Trump’s policy of US energy self-sufficiency stands in stark contrast to the energy crunch facing Ireland. Because of the direction of our own leaders, we are now facing billions of euros of fines for not meeting totally unrealistic energy targets which they signed us up to. Reports have consistently highlighted how difficult and expensive reaching such targets would be, but the alarm sounded on deaf ears. Our leaders want to engage in virtue signalling, not realism.
Unlike Trump’s America, it looks like we are willing to destroy our country over clean energy while other nations sit comfortably doing nothing. The legally binding targets our government signed up to cannot be achieved, and will cost the taxpayer dearly.

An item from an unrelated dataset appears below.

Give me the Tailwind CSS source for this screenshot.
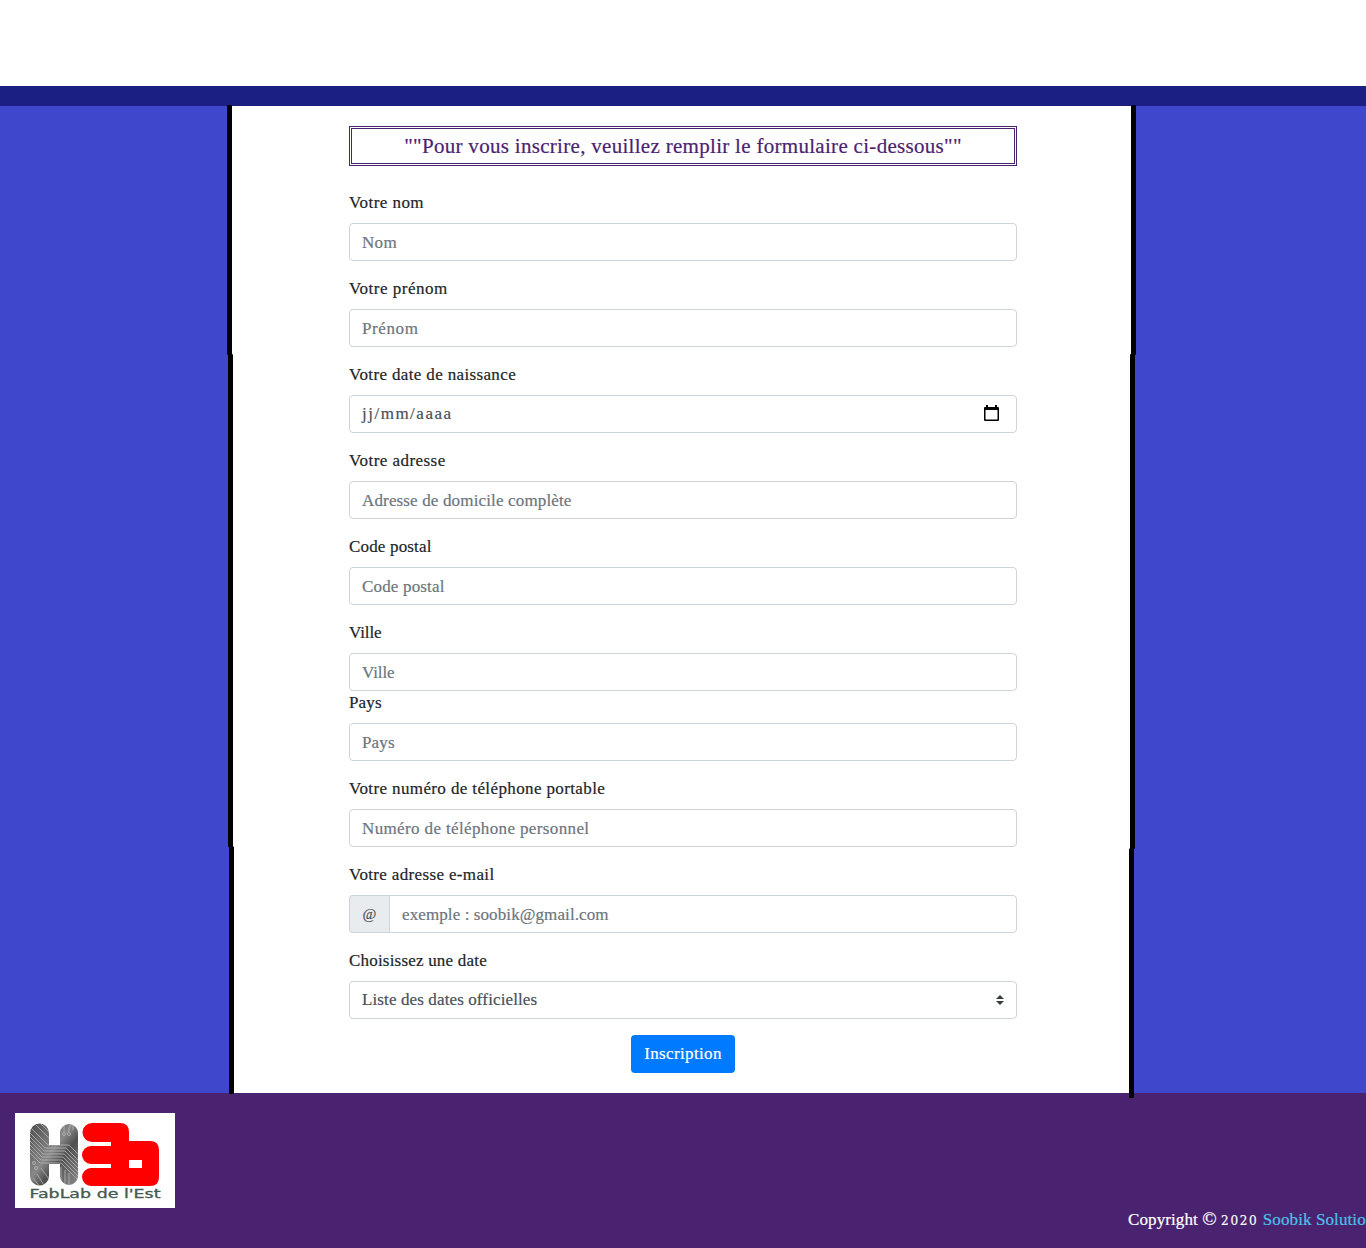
<!DOCTYPE html>
<html lang="fr">
<head>
<meta charset="utf-8">
<title>Inscription</title>
<script src="https://cdn.jsdelivr.net/npm/@tailwindcss/browser@4"></script>
</head>
<body class="relative h-[1248px] overflow-hidden bg-white font-['Georgia','Liberation_Serif',serif] text-[17px] leading-6 text-[#212529] [-webkit-text-stroke:0.2px]">
<header class="h-[106px] border-b-[20px] border-[#1b1f84] bg-white"></header>
<main class="flex h-[987px] justify-center bg-[#3f48cc]">
  <div class="w-[902px] bg-white pt-5">
    <form class="mx-auto w-[668px]">
      <h1 class="mb-[25px] h-10 border-3 border-double border-[#4a2370] text-center text-[21px] leading-[34px] tracking-[0.3px] text-[#4a2370]">""Pour vous inscrire, veuillez remplir le formulaire ci-dessous""</h1>
      <div class="mb-4"><label class="mb-2 block tracking-[0.45px]">Votre nom</label><input class="block h-[38px] w-full rounded border border-[#ced4da] px-3 pt-0.5 tracking-[0.3px] placeholder:text-[#6c757d]" placeholder="Nom"></div>
      <div class="mb-4"><label class="mb-2 block tracking-[0.5px]">Votre prénom</label><input class="block h-[38px] w-full rounded border border-[#ced4da] px-3 pt-0.5 tracking-[0.6px] placeholder:text-[#6c757d]" placeholder="Prénom"></div>
      <div class="mb-4"><label class="mb-2 block tracking-[0.36px]">Votre date de naissance</label>
        <div class="flex h-[38px] items-center justify-between rounded border border-[#ced4da] pr-4 pl-3 text-[#495057]"><span class="tracking-[1.5px]">jj/mm/aaaa</span>
          <svg class="mb-0.5 h-[18px] w-[17px]" viewBox="0 0 17 18"><path d="M3 1h2v2h7V1h2v2h1q1 0 1 1v12q0 1-1 1H2q-1 0-1-1V4q0-1 1-1h1zM2.5 6v9.5h12V6z" fill="#000" fill-rule="evenodd"/></svg>
        </div></div>
      <div class="mb-4"><label class="mb-2 block tracking-[0.45px]">Votre adresse</label><input class="block h-[38px] w-full rounded border border-[#ced4da] px-3 pt-0.5 tracking-[0.15px] placeholder:text-[#6c757d]" placeholder="Adresse de domicile complète"></div>
      <div class="mb-4"><label class="mb-2 block tracking-[0.17px]">Code postal</label><input class="block h-[38px] w-full rounded border border-[#ced4da] px-3 pt-0.5 tracking-[0.17px] placeholder:text-[#6c757d]" placeholder="Code postal"></div>
      <div><label class="mb-2 block tracking-[-0.1px]">Ville</label><input class="block h-[38px] w-full rounded border border-[#ced4da] px-3 pt-0.5 tracking-[-0.1px] placeholder:text-[#6c757d]" placeholder="Ville"></div>
      <div class="mb-4"><label class="mb-2 block tracking-[0.15px]">Pays</label><input class="block h-[38px] w-full rounded border border-[#ced4da] px-3 pt-0.5 tracking-[0.15px] placeholder:text-[#6c757d]" placeholder="Pays"></div>
      <div class="mb-4"><label class="mb-2 block tracking-[0.38px]">Votre numéro de téléphone portable</label><input class="block h-[38px] w-full rounded border border-[#ced4da] px-3 pt-0.5 tracking-[0.37px] placeholder:text-[#6c757d]" placeholder="Numéro de téléphone personnel"></div>
      <div class="mb-4"><label class="mb-2 block tracking-[0.35px]">Votre adresse e-mail</label>
        <div class="flex h-[38px]"><span class="flex w-10 items-center justify-center rounded-l border border-r-0 border-[#ced4da] bg-[#e9ecef] text-[15px] text-[#495057]">@</span><input class="block min-w-0 flex-1 rounded-r border border-[#ced4da] px-3 pt-0.5 tracking-[0.1px] placeholder:text-[#6c757d]" placeholder="exemple : soobik@gmail.com"></div></div>
      <div class="mb-4"><label class="mb-2 block tracking-[0.2px]">Choisissez une date</label>
        <div class="flex h-[38px] items-center justify-between rounded border border-[#ced4da] px-3 text-[#495057]"><span class="tracking-[0.12px]">Liste des dates officielles</span>
          <svg class="h-[10px] w-2" viewBox="0 0 4 5"><path fill="#343a40" d="M2 0L0 2h4zm0 5L0 3h4z"/></svg>
        </div></div>
      <button type="button" class="mx-auto block h-[38px] w-[104px] rounded bg-[#007bff] tracking-[0.35px] text-white">Inscription</button>
    </form>
  </div>
</main>
<footer class="flex h-[155px] justify-between bg-[#4a2370] pt-5 pl-[15px] text-white">
  <svg class="h-[95px] w-40" viewBox="0 0 160 95">
    <defs><linearGradient id="metal" x1="0" x2="1" y1="0" y2="1"><stop offset="0" stop-color="#484848"/><stop offset=".45" stop-color="#888"/><stop offset=".6" stop-color="#505050"/><stop offset="1" stop-color="#909090"/></linearGradient>
    <clipPath id="h"><path d="M15 20a9.5 9.5 0 0 1 19 0v12h11V20a9 9 0 0 1 18 0v43a9 9 0 0 1-18 0V51H34v12a9.5 9.5 0 0 1-19 0z"/></clipPath></defs>
    <path fill="#fff" d="M0 0h160v95H0z"/>
    <g clip-path="url(#h)"><path fill="url(#metal)" d="M14 9h51v65H14z"/>
      <g fill="none" stroke="#b8b8b8" stroke-width=".8"><path d="M12 21l17 17h21l15 15M12 25l16 16h21l16 16M12 29l15 15h21l17 17M12 33l14 14h21l18 18M12 37l13 13h21l19 19M12 17l18 18h21l14 14M14 13l19 19h21l11 11M19 10l15 15M24 9l10 10M46 54v21M50 57v18M54 60v15M22 61l8 13M18 65l7 9M26 55l8 11"/><circle cx="19" cy="50" r="1.5"/><circle cx="21" cy="55" r="1.5"/><circle cx="49" cy="21" r="1.5"/><circle cx="54" cy="21" r="1.5"/><path d="M49 19v-6l2-3M54 19v-4l3-5M58 10v7"/></g></g>
    <path fill="#f00" fill-rule="evenodd" d="M77 10h28q9 0 9 9v9h21q9 0 9 9v27q0 9-9 9H76a8.8 8.8 0 0 1 0-18h20v-4H76a9 9 0 0 1 0-18h20v-4H77a9.5 9.5 0 0 1 0-19zM114 47v8h13v-8z"/>
    <text x="14.5" y="85" font-family="DejaVu Sans" font-size="11.5" textLength="131" lengthAdjust="spacingAndGlyphs" fill="#465a50" stroke="#465a50" stroke-width=".3">FabLab de l'Est</text>
  </svg>
  <p class="mt-[95px] w-[238px] overflow-hidden whitespace-nowrap tracking-[0.1px]">Copyright <span class="text-[19px] leading-none">©</span> <span class="font-['DejaVu_Serif'] text-[12px] leading-none tracking-[1.7px]">2020</span> <a class="text-[#4bc0ea]">Soobik Solutions</a></p>
</footer>
<svg class="pointer-events-none absolute top-0 left-0 h-[1248px] w-[1366px]" viewBox="0 0 1366 1248" fill="#000">
  <rect x="227" y="105" width="5" height="250" rx="1.5"/><rect x="228" y="354" width="5" height="493" rx="1"/><rect x="229" y="846" width="5" height="248" rx="1.5"/>
  <rect x="1131" y="105" width="5" height="250" rx="1.5"/><rect x="1130" y="354" width="5" height="495" rx="1"/><rect x="1129" y="848" width="5" height="250" rx="1.5"/>
</svg>
</body>
</html>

As for COP29 itself, there are other clearly problematic aspects, including the choice of host country. There is no doubt most of the Irish media will get onboard like clapping seals. But the sheer hypocrisy of Azerbaijan hosting this jamboree of elites while actively expanding its fossil fuel empire and jailing rebel voices trying to expose its corruption is clear to see. Scores of apparently fake social media accounts are boosting Azerbaijan’s hosting of the Cop29 climate summit, an investigation, reported in the Guardian of all places, revealed.
“The accounts were mostly set up after July, at which time seven of the top 10 most engaged posts using the hashtags #COP29 and #COP29Azerbaijan were critical of Azerbaijan’s role in the conflict with Armenia, using hashtags such as #stopgreenwashgenocide. By September this had changed, with all of the top 10 most engaged posts coming from the official Cop29 Azerbaijan Account,” the paper reports.
Global Witness, which carried out the analysis, said artificially inflating the reach of government posts was drowning out independent criticism of the country’s record on repressing human rights. Azerbaijan – a peaceful environmental champion leading the way, or a known suppressor of rights for its own political ends?
And there’s the fact that the Taliban has confirmed that it is set to join the talks – proof, if any more proof was needed for the naysayers, that the whole thing is an almighty charade.